Поэме не нужно искать сюжета (хотя сюжет рядом: "полвзвода" родных братьев сражаются плечо к плечу ). Надо только дать звучать сквозной мелодии.


Сколько звезд голубых, сколько синих,


Сколько ливней прошло, сколько гроз.


Соловьиное горло — Россия,


Белоногие пущи берез...



Вот так кумач, потеснившись, уступает место белизне, синеве, голубизне. На тысячу строк залажены лейтмотивы: соловей, береза. И — имя.


Имя поэмы — "Россия".


Из под бешеного хоровода Гражданской войны, из-под смертельного азарта войны Отечественной, из-под узорочья повседневной жизни послевоенных лет пробивается то, что изначально держало душу ладожского парня: мелодия.


Мелодия легка, держит на плаву. За эту сквозную мелодию он и получает всенародное признание. А за то, что мелодия эта не мешает ему отвечать на вызовы злободневности, — признание официальное. За поэму — Сталинская премия. И сотня прижизненных сборников стихов, и высокая должность в Союзе писателей СССР...


Один раз это официальное благополучие оказывается под ударом, но скорее по стечению обстоятельств, чем по оплошности. Прокофьев, опытный переводчик, влюбленный в братские литературы, перелагает на русский язык стихотворение Владимира Сосюры "Люби Украину", и оно в 1951 году попадает в облаву за национализм, в данном случае — национализм украинский.

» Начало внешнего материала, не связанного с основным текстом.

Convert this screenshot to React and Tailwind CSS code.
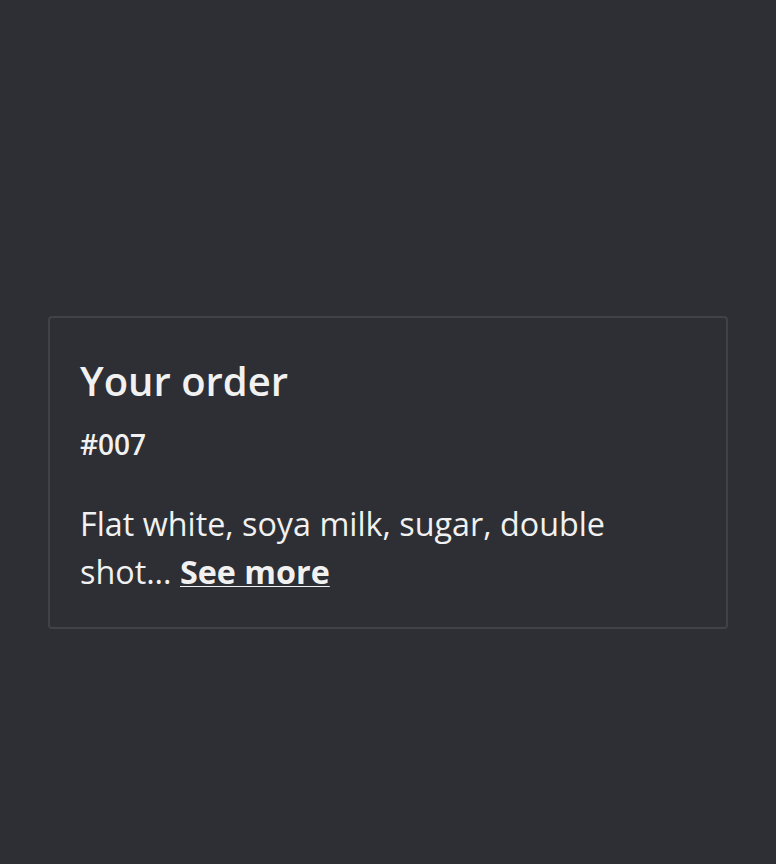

Опасность нешуточная: Прокофьев всю жизнь свободно вводит "Русь" и все русское в свои песни, и хотя русского национализма у него сроду нет, он запросто может попасть под то же колесо, вздумай партия наехать на шовинистов.


Спасает способность мгновенно отвечать на социальный заказ. Как раз строится Волго-Донской канал имени товарища Сталина. Не колеблясь, едет.


Пройдут каналом теплоходы —


От Волги к Дону вдаль.


Он создан волею народа,


А воля — это сталь.



Это честная поэтическая работа.


Смерть товарища Сталина в 1953 году и следующие затем перемены в именах и эмблемах отнюдь не обескураживают поэта. В ответ на решения ХХ съезда партии он охотно признает: "не того любил, не того ненавидел", однако греха в этой не видит, потому что служит только родной земле. Это правда. Он продолжает служить ей с утроенной силой.


И в мирное время — "стихи, как рекруты, встают". Публикации в газетах и журналах идут строем, потоком, лавой. Книги выходят одна за другой. Критики фиксируют "небывалый прилив творческой энергии" и выпускают о Прокофьеве монографию за монографией. "Кульминация" взлета — рубеж десятилетий: в 1961 году к Сталинской премии прибавляется Ленинская.